Riesberg marks 45 years of service to the Diocese

November 20, 2023

Sandy Riesberg

Sandy Riesberg has been a cool, steady hand that’s kept the wheels of various diocesan offices rolling for 45 years.

As an administrative assistant serving five bishops (Bishops Maurice Dingman, William Bullock, Joseph Charron, Richard Pates, and William Joensen), she’s witnessed history in the Church in southwest Iowa.

She’s done it with grace, confidence, and kindness. Sandy Riesberg in the late 1970s

Riesberg, of Holy Trinity Parish in Des Moines, has no regrets.

“This is where I‘m meant to be,” she said. “I really feel like God brought me here.”

It all started in 1978 when her friend, who worked for Monsignor Frank Bognanno at the Diocese, was expecting her first child and planned to be a stay-at-home mom. 

“She approached me and asked if I’d be interested in her job. She thought I’d be really good at it,” said Riesberg. “I came in and talked to Father Frank (Bognanno) and he hired me on the spot.”

At the time, Monsignor Bognanno served in an office for planning and pastoral councils, and ran a national retreat program for priests. 

“She was pretty darn good. She was very, very smart. She could keep track of everything. She was very reliable,” he said. 
Riesberg worked with his successor, Mercy Sister Stella Neill, and the Worship Office, then added the Communications Office.

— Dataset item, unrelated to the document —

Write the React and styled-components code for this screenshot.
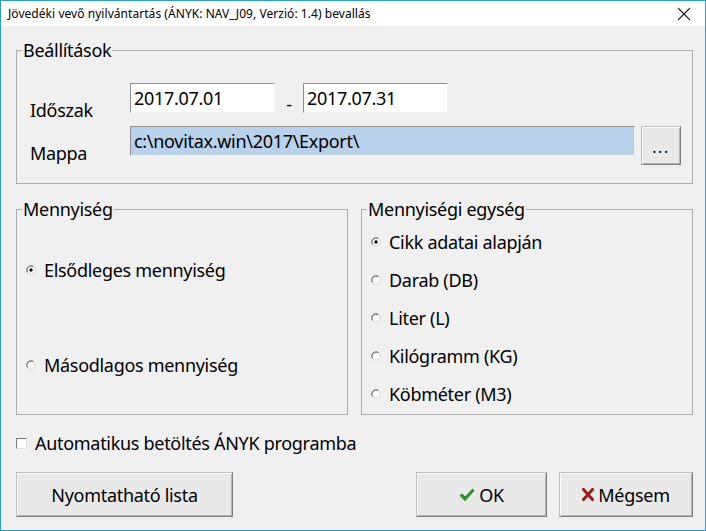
import React from "react";
import styled, { createGlobalStyle } from "styled-components";

const Global = createGlobalStyle`
  html, body { margin: 0; padding: 0; background: #f0f0f0; }
  * { box-sizing: border-box; }
`;

const FONT = `"Noto Sans", "Open Sans", "Liberation Sans", sans-serif`;

const Window = styled.div`
  width: 706px;
  height: 531px;
  border: 1px solid #2a9bd0;
  background: #f0f0f0;
  font-family: ${FONT};
  color: #000;
  display: flex;
  flex-direction: column;
  letter-spacing: -0.3px;
`;

const TitleBar = styled.div`
  height: 25px;
  background: #fff;
  display: flex;
  align-items: center;
  justify-content: space-between;
  padding: 0 14px 0 7px;
`;

const Title = styled.span`
  font-size: 12px;
  line-height: 16px;
  letter-spacing: 0.05px;
`;

const CloseIcon = styled.svg`
  width: 14px;
  height: 14px;
  display: block;
`;

const Body = styled.div`
  flex: 1;
  padding: 14px 12px 0 15px;
  display: flex;
  flex-direction: column;
`;

const Group = styled.fieldset`
  margin: 0;
  padding: 0;
  min-width: 0;
  border: 1px solid #acacac;
  flex: ${(p) => (p.$grow ? "1 1 0" : "none")};
  display: block;
`;

const Legend = styled.legend`
  margin-left: 5px;
  padding: 0 1px;
  font-size: 18px;
  line-height: 20px;
`;

const SettingsInner = styled.div`
  padding: 23px 0 18px 13px;
  display: flex;
  flex-direction: column;
  gap: 13px;
`;

const FieldRow = styled.div`
  display: flex;
  align-items: flex-start;
  height: ${(p) => p.$h}px;
`;

const FieldLabel = styled.span`
  width: 100px;
  padding-top: 17px;
  font-size: 18px;
  line-height: 20px;
`;

const TextBox = styled.div`
  width: ${(p) => p.$w}px;
  height: 30px;
  background: ${(p) => (p.$selected ? "#b9d1ea" : "#fff")};
  border: 1px solid;
  border-color: #8f8f8f #f4f4f4 #f4f4f4 #8f8f8f;
  padding: 0 3px;
  font-size: 18px;
  line-height: 28px;
  white-space: nowrap;
  overflow: hidden;
`;

const Dash = styled.span`
  width: 28px;
  text-align: center;
  padding-top: 11px;
  font-size: 18px;
  line-height: 20px;
`;

const Button = styled.button`
  font-family: ${FONT};
  font-size: 18px;
  letter-spacing: -0.3px;
  color: #000;
  width: ${(p) => p.$w}px;
  height: ${(p) => p.$h}px;
  margin: 0;
  padding: 0;
  background: #e9e9e9;
  border: 1px solid;
  border-color: #bdbdbd #7f7f7f #7f7f7f #bdbdbd;
  box-shadow: inset 1px 1px 0 #fff, inset -1px -1px 0 #b4b4b4;
  display: flex;
  align-items: center;
  justify-content: center;
  gap: 4px;
  margin-left: ${(p) => p.$ml || 0}px;
`;

const BrowseButton = styled(Button)`
  align-items: flex-end;
  padding-bottom: 9px;
  font-size: 16px;
  line-height: 16px;
  letter-spacing: 1.5px;
`;

const GroupsRow = styled.div`
  display: flex;
  gap: 13px;
  margin-top: 15px;
  align-items: stretch;
`;

const QtyInner = styled.div`
  display: flex;
  flex-direction: column;
  gap: 75px;
  padding-top: 41px;
`;

const UnitInner = styled.div`
  display: flex;
  flex-direction: column;
  padding: 4px 0 1px;
`;

const OptionRow = styled.label`
  display: flex;
  align-items: center;
  height: ${(p) => p.$h}px;
  padding-left: 9px;
  gap: 8px;
  font-size: 18px;
  line-height: 20px;
`;

const RadioIcon = styled.svg`
  width: 10px;
  height: 10px;
  display: block;
  flex: none;
`;

const CheckRow = styled.label`
  display: flex;
  align-items: center;
  gap: 8px;
  height: 20px;
  margin-top: 18px;
  font-size: 18px;
  line-height: 20px;
`;

const CheckBox = styled.span`
  width: 11px;
  height: 11px;
  background: #fff;
  border: 1px solid;
  border-color: #7a7a7a #e2e2e2 #e2e2e2 #7a7a7a;
  flex: none;
`;

const ButtonRow = styled.div`
  display: flex;
  align-items: center;
  margin-top: 19px;
`;

const Spacer = styled.div`
  flex: 1;
`;

const IconSvg = styled.svg`
  display: block;
  flex: none;
`;

function Radio({ checked }) {
  return (
    <RadioIcon viewBox="0 0 10 10">
      <circle cx="5" cy="5" r="4.2" fill="#ffffff" stroke="#d4d4d4" strokeWidth="1" />
      <path d="M1.6 7.4 A4.2 4.2 0 0 1 7.4 1.6" fill="none" stroke="#6f6f6f" strokeWidth="1.1" />
      {checked && <circle cx="5" cy="5" r="1.7" fill="#000" />}
    </RadioIcon>
  );
}

function CheckMark() {
  return (
    <IconSvg width="16" height="14" viewBox="0 0 16 14">
      <path d="M1 7.5 L3 5.8 L6 9 L13.5 1 L15.2 2.6 L6 12.8 Z" fill="#2f9a2b" stroke="#1d6a1a" strokeWidth="0.7" strokeLinejoin="round" />
    </IconSvg>
  );
}

function CrossMark() {
  return (
    <IconSvg width="12" height="13" viewBox="0 0 12 13">
      <path d="M1.5 1.5 L10.5 11.5 M10.5 1.5 L1.5 11.5" stroke="#9d1c1c" strokeWidth="3" strokeLinecap="square" />
    </IconSvg>
  );
}

export default function App() {
  return (
    <>
      <Global />
      <Window>
        <TitleBar>
          <Title>Jövedéki vevő nyilvántartás (ÁNYK: NAV_J09, Verzió: 1.4) bevallás</Title>
          <CloseIcon viewBox="0 0 14 14">
            <path d="M1 1 L13 13 M13 1 L1 13" stroke="#222" strokeWidth="1.1" />
          </CloseIcon>
        </TitleBar>
        <Body>
          <Group>
            <Legend>Beállítások</Legend>
            <SettingsInner>
              <FieldRow $h={30}>
                <FieldLabel>Időszak</FieldLabel>
                <TextBox $w={145}>2017.07.01</TextBox>
                <Dash>-</Dash>
                <TextBox $w={145}>2017.07.31</TextBox>
              </FieldRow>
              <FieldRow $h={39}>
                <FieldLabel>Mappa</FieldLabel>
                <TextBox $w={505} $selected>c:\novitax.win\2017\Export\</TextBox>
                <BrowseButton $w={40} $h={39} $ml={6}>...</BrowseButton>
              </FieldRow>
            </SettingsInner>
          </Group>

          <GroupsRow>
            <Group $grow>
              <Legend>Mennyiség</Legend>
              <QtyInner>
                <OptionRow $h={20}><Radio checked />Elsődleges mennyiség</OptionRow>
                <OptionRow $h={20}><Radio />Másodlagos mennyiség</OptionRow>
              </QtyInner>
            </Group>
            <Group $grow>
              <Legend>Mennyiségi egység</Legend>
              <UnitInner>
                <OptionRow $h={38}><Radio checked />Cikk adatai alapján</OptionRow>
                <OptionRow $h={38}><Radio />Darab (DB)</OptionRow>
                <OptionRow $h={38}><Radio />Liter (L)</OptionRow>
                <OptionRow $h={38}><Radio />Kilógramm (KG)</OptionRow>
                <OptionRow $h={38}><Radio />Köbméter (M3)</OptionRow>
              </UnitInner>
            </Group>
          </GroupsRow>

          <CheckRow>
            <CheckBox />
            Automatikus betöltés ÁNYK programba
          </CheckRow>

          <ButtonRow>
            <Button $w={217} $h={45}>Nyomtatható lista</Button>
            <Spacer />
            <Button $w={131} $h={45}><CheckMark />OK</Button>
            <Button $w={134} $h={45} $ml={12}><CrossMark />Mégsem</Button>
          </ButtonRow>
        </Body>
      </Window>
    </>
  );
}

“Her quiet competence and gentle spirit served the mission of the office and, indeed, of the whole diocese,” said former Worship Director Vicky Tufano. “She was simply always a bright light.”

“Working with Sandy for 15 years was a privilege,” said Jim Bond, former diocesan director of the Worship Office. “Her dedication to the worship life of the diocese (along with other areas) was and is outstanding. I could always rely on her expertise and her going the extra mile despite unforeseen challenges and sometimes chaos.”

Of the many hats she wore over the years, computer expert became one of them. She remembers when the chancery got its first computer.

“It was a big old clunker and there was only one,” she said. “All it had on it was Word. I was in charge with training support staff. I learned it and I was teaching everybody else. 

“When we moved to the Grand Avenue building, everybody got a computer but we weren’t networked yet. That was crazy. We were just learning it because we knew that was going to be the way of the world,” she said.

Riesberg is known for her patience and kindness. 

“She had a lot of patience with me when I started at the Diocese, for which I am very grateful,” said former Communications Director Tom Chapman. He succeeded Sister Mira Mosle.

“She has an unbelievable work ethic in getting things done,” Chapman said.

Her experience and institutional knowledge is vast.

“Sandy in many ways is the living memory of the Pastoral Center,” said Father Trevor Chicoine, diocesan Vicar for Divine Worship. “Her knowledge of the cycle of the diocesan year is so deep and organic that things flow without effort. She can both weather change and simultaneously provide continuity. Over and over again, I hear from parish staff and parishioners how responsive and helpful she is. Words fail to express my gratitude to her and admiration for her dedicated service.”

“It’s hard to underestimate the positive impact Sandy has had on diocesan liturgies in her 45 years of service,” said former Worship Director Kyle Lechtenberg. “Alongside making the necessary arrangements, Sandy’s experience and relational skills allow her to be a link from bishop to bishop, director to director, parish staff or pastor to staff or pastor.”
Riesberg has a collection of memories.

There was the flood of 1993, when the office closed temporarily, and the time the city of Des Moines allowed a car race that went past the chancery. She fondly remembers the time Bishop Dingman dressed up as a clown for the support staff for Secretaries Day. 

She worked with Worship Office Director Mary Ann Simcoe to prepare for the 1979 papal visit, forgoing the use of a parking pass so she could walk to Living History Farms with her friends.

Riesberg may never know how many people she’s helped grow closer to Christ.

“She has a love for the people these liturgies have impacted over the years from a papal Mass at Living History Farms to a noon Mass celebrating the Advent season with her beloved coworkers,” said Lechtenberg. 

“I do think it is interesting that for most of her 45 years of service, anyone in the diocese that received a sacrament involving holy oil did so through her efforts in preparing and distributing those oils – for the sick, catechumens, and Sacred Chrism (confirmation and holy orders) – to the parishes every year,” said Bond. “She has touched many, many lives with that duty alone.”